Transcribe the material in full. Nothing should differ except that the pictures are left out.

--- Begin ---

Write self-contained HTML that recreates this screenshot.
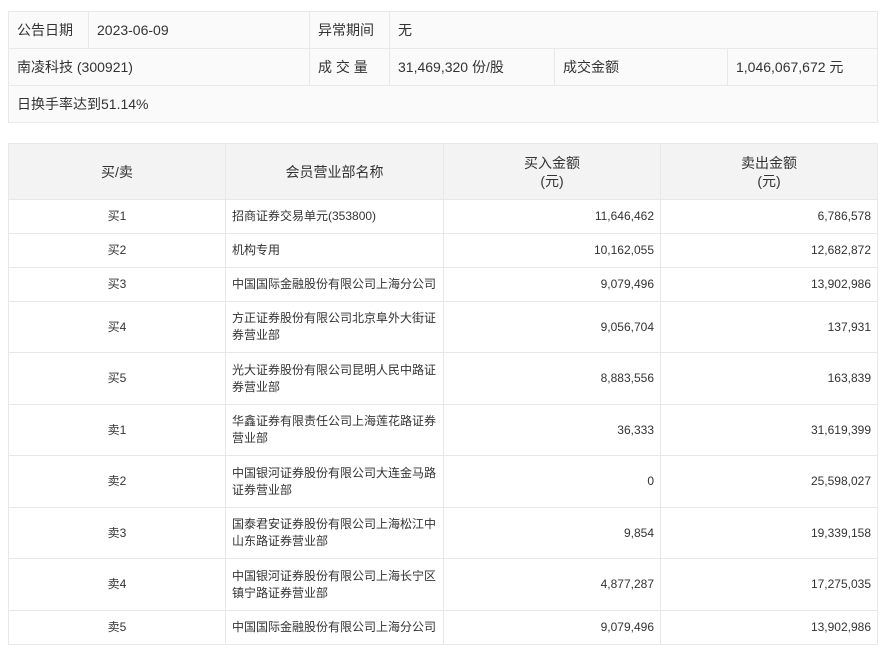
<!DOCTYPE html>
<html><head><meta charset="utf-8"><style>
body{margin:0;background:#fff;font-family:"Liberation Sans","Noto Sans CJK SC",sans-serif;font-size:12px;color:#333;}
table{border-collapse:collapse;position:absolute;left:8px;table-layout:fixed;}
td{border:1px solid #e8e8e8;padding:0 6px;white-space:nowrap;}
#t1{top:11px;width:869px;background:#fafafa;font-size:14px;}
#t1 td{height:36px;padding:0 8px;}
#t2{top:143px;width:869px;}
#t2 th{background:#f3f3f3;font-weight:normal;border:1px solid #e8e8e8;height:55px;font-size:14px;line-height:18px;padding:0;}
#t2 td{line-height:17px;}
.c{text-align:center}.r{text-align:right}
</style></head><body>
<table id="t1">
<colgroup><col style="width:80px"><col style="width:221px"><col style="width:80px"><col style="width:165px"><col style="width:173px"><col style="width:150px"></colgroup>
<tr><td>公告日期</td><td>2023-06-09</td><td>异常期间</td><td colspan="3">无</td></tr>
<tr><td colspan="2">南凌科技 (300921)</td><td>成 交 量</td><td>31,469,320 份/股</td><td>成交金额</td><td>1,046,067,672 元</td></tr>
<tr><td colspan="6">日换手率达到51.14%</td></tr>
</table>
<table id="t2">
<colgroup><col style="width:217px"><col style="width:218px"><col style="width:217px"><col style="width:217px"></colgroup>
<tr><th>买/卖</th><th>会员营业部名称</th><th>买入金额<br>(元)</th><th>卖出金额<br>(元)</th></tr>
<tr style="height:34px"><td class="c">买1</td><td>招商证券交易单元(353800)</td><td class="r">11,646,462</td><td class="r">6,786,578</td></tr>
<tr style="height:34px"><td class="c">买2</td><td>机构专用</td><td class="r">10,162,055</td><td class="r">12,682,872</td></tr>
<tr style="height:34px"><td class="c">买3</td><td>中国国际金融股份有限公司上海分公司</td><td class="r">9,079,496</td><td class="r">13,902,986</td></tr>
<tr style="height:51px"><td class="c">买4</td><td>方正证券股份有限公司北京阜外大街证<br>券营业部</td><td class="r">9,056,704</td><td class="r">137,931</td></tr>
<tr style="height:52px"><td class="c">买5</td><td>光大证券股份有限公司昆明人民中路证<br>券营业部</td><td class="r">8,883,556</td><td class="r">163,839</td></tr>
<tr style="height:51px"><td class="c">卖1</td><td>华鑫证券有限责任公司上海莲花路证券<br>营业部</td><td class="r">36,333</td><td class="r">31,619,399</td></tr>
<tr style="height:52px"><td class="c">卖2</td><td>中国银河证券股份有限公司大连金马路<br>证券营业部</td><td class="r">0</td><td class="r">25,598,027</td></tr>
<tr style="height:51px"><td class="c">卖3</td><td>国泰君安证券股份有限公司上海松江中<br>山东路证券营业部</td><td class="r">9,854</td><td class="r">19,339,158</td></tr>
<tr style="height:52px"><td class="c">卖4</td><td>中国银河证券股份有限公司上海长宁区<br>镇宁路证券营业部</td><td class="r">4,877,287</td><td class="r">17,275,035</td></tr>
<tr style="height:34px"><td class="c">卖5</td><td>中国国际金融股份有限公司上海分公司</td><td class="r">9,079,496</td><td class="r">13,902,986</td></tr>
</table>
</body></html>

--- End ---

OUTPUT OF THE EXERCISE:
Write self-contained HTML that recreates this screenshot.
<!DOCTYPE html>
<html><head><meta charset="utf-8"><style>
body{margin:0;background:#fff;font-family:"Liberation Sans","Noto Sans CJK SC",sans-serif;font-size:12px;color:#333;}
table{border-collapse:collapse;position:absolute;left:8px;table-layout:fixed;}
td{border:1px solid #e8e8e8;padding:0 6px;white-space:nowrap;}
#t1{top:11px;width:869px;background:#fafafa;font-size:14px;}
#t1 td{height:36px;padding:0 8px;}
#t2{top:143px;width:869px;}
#t2 th{background:#f3f3f3;font-weight:normal;border:1px solid #e8e8e8;height:55px;font-size:14px;line-height:18px;padding:0;}
#t2 td{line-height:17px;}
.c{text-align:center}.r{text-align:right}
</style></head><body>
<table id="t1">
<colgroup><col style="width:80px"><col style="width:221px"><col style="width:80px"><col style="width:165px"><col style="width:173px"><col style="width:150px"></colgroup>
<tr><td>公告日期</td><td>2023-06-09</td><td>异常期间</td><td colspan="3">无</td></tr>
<tr><td colspan="2">南凌科技 (300921)</td><td>成 交 量</td><td>31,469,320 份/股</td><td>成交金额</td><td>1,046,067,672 元</td></tr>
<tr><td colspan="6">日换手率达到51.14%</td></tr>
</table>
<table id="t2">
<colgroup><col style="width:217px"><col style="width:218px"><col style="width:217px"><col style="width:217px"></colgroup>
<tr><th>买/卖</th><th>会员营业部名称</th><th>买入金额<br>(元)</th><th>卖出金额<br>(元)</th></tr>
<tr style="height:34px"><td class="c">买1</td><td>招商证券交易单元(353800)</td><td class="r">11,646,462</td><td class="r">6,786,578</td></tr>
<tr style="height:34px"><td class="c">买2</td><td>机构专用</td><td class="r">10,162,055</td><td class="r">12,682,872</td></tr>
<tr style="height:34px"><td class="c">买3</td><td>中国国际金融股份有限公司上海分公司</td><td class="r">9,079,496</td><td class="r">13,902,986</td></tr>
<tr style="height:51px"><td class="c">买4</td><td>方正证券股份有限公司北京阜外大街证<br>券营业部</td><td class="r">9,056,704</td><td class="r">137,931</td></tr>
<tr style="height:52px"><td class="c">买5</td><td>光大证券股份有限公司昆明人民中路证<br>券营业部</td><td class="r">8,883,556</td><td class="r">163,839</td></tr>
<tr style="height:51px"><td class="c">卖1</td><td>华鑫证券有限责任公司上海莲花路证券<br>营业部</td><td class="r">36,333</td><td class="r">31,619,399</td></tr>
<tr style="height:52px"><td class="c">卖2</td><td>中国银河证券股份有限公司大连金马路<br>证券营业部</td><td class="r">0</td><td class="r">25,598,027</td></tr>
<tr style="height:51px"><td class="c">卖3</td><td>国泰君安证券股份有限公司上海松江中<br>山东路证券营业部</td><td class="r">9,854</td><td class="r">19,339,158</td></tr>
<tr style="height:52px"><td class="c">卖4</td><td>中国银河证券股份有限公司上海长宁区<br>镇宁路证券营业部</td><td class="r">4,877,287</td><td class="r">17,275,035</td></tr>
<tr style="height:34px"><td class="c">卖5</td><td>中国国际金融股份有限公司上海分公司</td><td class="r">9,079,496</td><td class="r">13,902,986</td></tr>
</table>
</body></html>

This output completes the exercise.